How much oversight does a remote web designer typically need? That varies by experience level. Entry-level designers need regular check-ins and clear direction on each deliverable. Mid-level designers should be able to run independently on well-scoped projects with periodic feedback. Senior designers typically own the design process end to end and will flag blockers proactively. If you have limited bandwidth to manage closely, hire at least a mid-level candidate.
What is the biggest mistake companies make when hiring a remote web designer? Hiring based on aesthetics alone. A portfolio that looks impressive does not guarantee the designer understands conversion, user behavior, or your business goals. The designers who generate real results combine strong visual craft with structured thinking about how design affects performance. Evaluating for both is what separates a good hire from an expensive one.
Can a remote web designer work in my time zone? Many can, particularly designers based in Latin America who work standard U.S. business hours. If real-time collaboration and same-day feedback cycles matter to your team, confirm overlap availability during the interview process rather than assuming it based on location.
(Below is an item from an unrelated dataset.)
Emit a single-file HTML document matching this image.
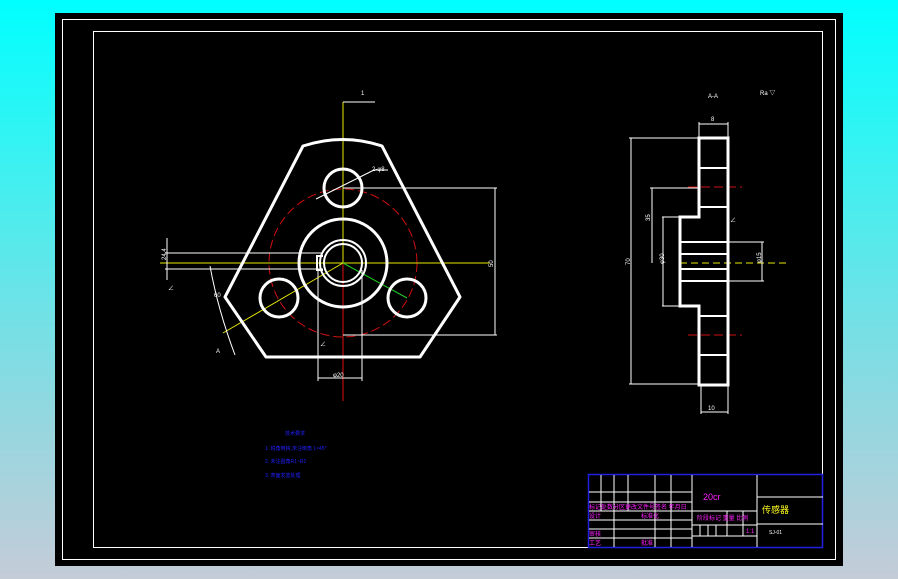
<!DOCTYPE html>
<html><head><meta charset="utf-8"><style>
html,body{margin:0;padding:0;width:898px;height:579px;overflow:hidden;background:linear-gradient(#00ffff 0%,#40f0f0 30%,#90d8e0 70%,#c4ccd8 100%);}
svg{position:absolute;left:0;top:0}
text{font-family:"Liberation Sans","Noto Sans CJK SC",sans-serif}
</style></head><body>
<svg width="898" height="579" viewBox="0 0 898 579">
<rect x="55" y="13" width="788" height="553" fill="#000"/>
<rect x="62.5" y="19.5" width="773" height="540" fill="none" stroke="#fff" stroke-width="1"/>
<rect x="93.5" y="31.5" width="729" height="516" fill="none" stroke="#fff" stroke-width="1"/>

<!-- left view -->
<g fill="none">
<circle cx="343" cy="263" r="74" stroke="#d01010" stroke-width="1" stroke-dasharray="9,4"/>
<line x1="343" y1="263" x2="343" y2="401" stroke="#e01010"/>
<line x1="343" y1="102" x2="343" y2="263" stroke="#e8e800"/>
<line x1="160" y1="263" x2="490" y2="263" stroke="#e8e800"/>
<line x1="343" y1="263" x2="223" y2="333" stroke="#e8e800"/>
<line x1="343" y1="263" x2="407" y2="298" stroke="#20d020"/>
<line x1="343" y1="102" x2="375" y2="102" stroke="#fff"/>
<path d="M303,146 Q343,133 382,146 L460,297 L420,357 L266,357 L225,297 Z" stroke="#fff" stroke-width="3" stroke-linejoin="round"/>
<circle cx="343" cy="188" r="19" stroke="#fff" stroke-width="3"/>
<circle cx="279" cy="298" r="19" stroke="#fff" stroke-width="3"/>
<circle cx="407" cy="298" r="19" stroke="#fff" stroke-width="3"/>
<circle cx="343" cy="263" r="44" stroke="#fff" stroke-width="3"/>
<circle cx="343" cy="263" r="23" stroke="#fff" stroke-width="2"/>
<circle cx="343" cy="263" r="19" stroke="#fff" stroke-width="2"/>
<path d="M323,256 L317,256 L317,270 L323,270" stroke="#fff" stroke-width="2"/>
<g stroke="#fff" stroke-width="1">
<line x1="343" y1="188" x2="497" y2="188"/><line x1="343" y1="335" x2="497" y2="335"/>
<line x1="495" y1="188" x2="495" y2="335"/>
<line x1="165" y1="253" x2="323" y2="253"/><line x1="165" y1="269" x2="323" y2="269"/>
<line x1="167" y1="238" x2="167" y2="280"/>
<line x1="318" y1="270" x2="318" y2="381"/><line x1="362" y1="270" x2="362" y2="381"/>
<line x1="318" y1="378" x2="362" y2="378"/>
<line x1="316" y1="199" x2="374" y2="170"/><line x1="374" y1="170" x2="388" y2="170"/>
<path d="M210,266 Q218,310 235,355"/>
</g>
</g>
<g fill="#fff" font-size="6">
<text x="361" y="95">1</text>
<text x="372" y="171">2-φ8</text>
<text x="486" y="266" transform="rotate(-90 490 263)">50</text>
<text x="333" y="377">φ20</text>
<text x="214" y="297">60</text>
<text x="216" y="353">A</text>
<text x="320" y="346">∠</text>
<text x="168" y="290">∠</text>
<text x="160" y="262" transform="rotate(-90 162 258)">24.4</text>
</g>

<!-- right view -->
<g fill="none">
<line x1="688" y1="187" x2="742" y2="187" stroke="#d01010" stroke-dasharray="9,4"/>
<line x1="688" y1="335" x2="742" y2="335" stroke="#d01010" stroke-dasharray="9,4"/>
<line x1="680" y1="263" x2="790" y2="263" stroke="#e8e800" stroke-dasharray="7,4"/>
<path d="M699,138 L728,138 L728,385 L699,385 L699,306 L680,306 L680,217 L699,217 Z" stroke="#fff" stroke-width="3"/>
<g stroke="#fff" stroke-width="2">
<line x1="699" y1="138" x2="699" y2="217"/><line x1="699" y1="306" x2="699" y2="385"/>
<line x1="699" y1="168" x2="728" y2="168"/><line x1="699" y1="207" x2="728" y2="207"/>
<line x1="680" y1="242" x2="728" y2="242"/><line x1="680" y1="254" x2="728" y2="254"/>
<line x1="680" y1="269" x2="728" y2="269"/><line x1="680" y1="281" x2="728" y2="281"/>
<line x1="699" y1="316" x2="728" y2="316"/><line x1="699" y1="355" x2="728" y2="355"/>
</g>
<g stroke="#fff" stroke-width="1">
<line x1="629" y1="138" x2="699" y2="138"/><line x1="629" y1="384" x2="699" y2="384"/>
<line x1="631" y1="138" x2="631" y2="384"/>
<line x1="650" y1="188" x2="699" y2="188"/><line x1="652" y1="188" x2="652" y2="263"/>
<line x1="662" y1="217" x2="680" y2="217"/><line x1="662" y1="306" x2="680" y2="306"/><line x1="663" y1="217" x2="663" y2="306"/>
<line x1="728" y1="242" x2="764" y2="242"/><line x1="728" y1="281" x2="764" y2="281"/><line x1="762" y1="242" x2="762" y2="281"/>
<line x1="699" y1="122" x2="699" y2="138"/><line x1="728" y1="122" x2="728" y2="138"/><line x1="699" y1="124" x2="728" y2="124"/>
<line x1="701" y1="385" x2="701" y2="414"/><line x1="728" y1="385" x2="728" y2="414"/><line x1="701" y1="412" x2="728" y2="412"/>
</g>
</g>
<g fill="#fff" font-size="6">
<text x="711" y="121">8</text>
<text x="708" y="98">A-A</text>
<text x="760" y="95">Ra ▽</text>
<text x="708" y="410">10</text>
<text x="625" y="266" transform="rotate(-90 627 263)">70</text>
<text x="645" y="222" transform="rotate(-90 647 219)">35</text>
<text x="659" y="265" transform="rotate(-90 661 262)">φ30</text>
<text x="756" y="264" transform="rotate(-90 758 261)">φ15</text>
<text x="730" y="222">∠</text>
</g>

<!-- notes -->
<g fill="#2020ff" font-size="5">
<text x="285" y="435">技术要求</text>
<text x="265" y="450">1. 锐角倒钝,未注倒角 1×45°</text>
<text x="265" y="463">2. 未注圆角R1~R2</text>
<text x="265" y="477">3. 表面发蓝处理</text>
</g>

<!-- title block -->
<rect x="588.5" y="474.5" width="234" height="73" fill="none" stroke="#2020e0" stroke-width="1.5"/>
<g stroke="#fff" stroke-width="1" fill="none">
<line x1="601" y1="475" x2="601" y2="511"/><line x1="614" y1="475" x2="614" y2="547"/>
<line x1="628" y1="475" x2="628" y2="511"/><line x1="655" y1="475" x2="655" y2="547"/>
<line x1="671" y1="475" x2="671" y2="547"/><line x1="692" y1="475" x2="692" y2="547"/>
<line x1="757" y1="475" x2="757" y2="547"/>
<line x1="589" y1="492" x2="692" y2="492"/><line x1="589" y1="502" x2="692" y2="502"/>
<line x1="589" y1="511" x2="692" y2="511"/><line x1="589" y1="520" x2="692" y2="520"/>
<line x1="589" y1="529" x2="692" y2="529"/><line x1="589" y1="538" x2="692" y2="538"/>
<line x1="692" y1="511" x2="757" y2="511"/><line x1="692" y1="525" x2="757" y2="525"/><line x1="692" y1="536" x2="757" y2="536"/>
<line x1="727" y1="511" x2="727" y2="536"/><line x1="743" y1="511" x2="743" y2="536"/>
<line x1="700" y1="525" x2="700" y2="536"/><line x1="708" y1="525" x2="708" y2="536"/><line x1="716" y1="525" x2="716" y2="536"/>
<line x1="757" y1="497" x2="823" y2="497"/><line x1="757" y1="524" x2="823" y2="524"/>
</g>
<g fill="#ff20ff" font-size="6">
<text x="589" y="509">标记处数分区更改文件号签名 年月日</text>
<text x="589" y="518">设计</text>
<text x="641" y="518">标准化</text>
<text x="589" y="536">审核</text>
<text x="589" y="545">工艺</text>
<text x="641" y="545">批准</text>
<text x="697" y="520">阶段标记 重量 比例</text>
<text x="746" y="533">1:1</text>
<text x="703" y="500" font-size="9">20cr</text>
</g>
<text x="762" y="513" fill="#ffff20" font-size="9">传感器</text>
<text x="769" y="534" fill="#fff" font-size="5">SJ-01</text>
</svg>
</body></html>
When does it make sense to hire a freelancer versus a full-time remote designer? Freelancers work well for defined, project-based needs like a site redesign or a specific campaign. A full-time remote designer makes more sense if design is ongoing, if you are building or maintaining a design system, or if the role requires close collaboration with marketing and development teams over time. The hiring model you choose affects both cost and the depth of context the designer can build about your business.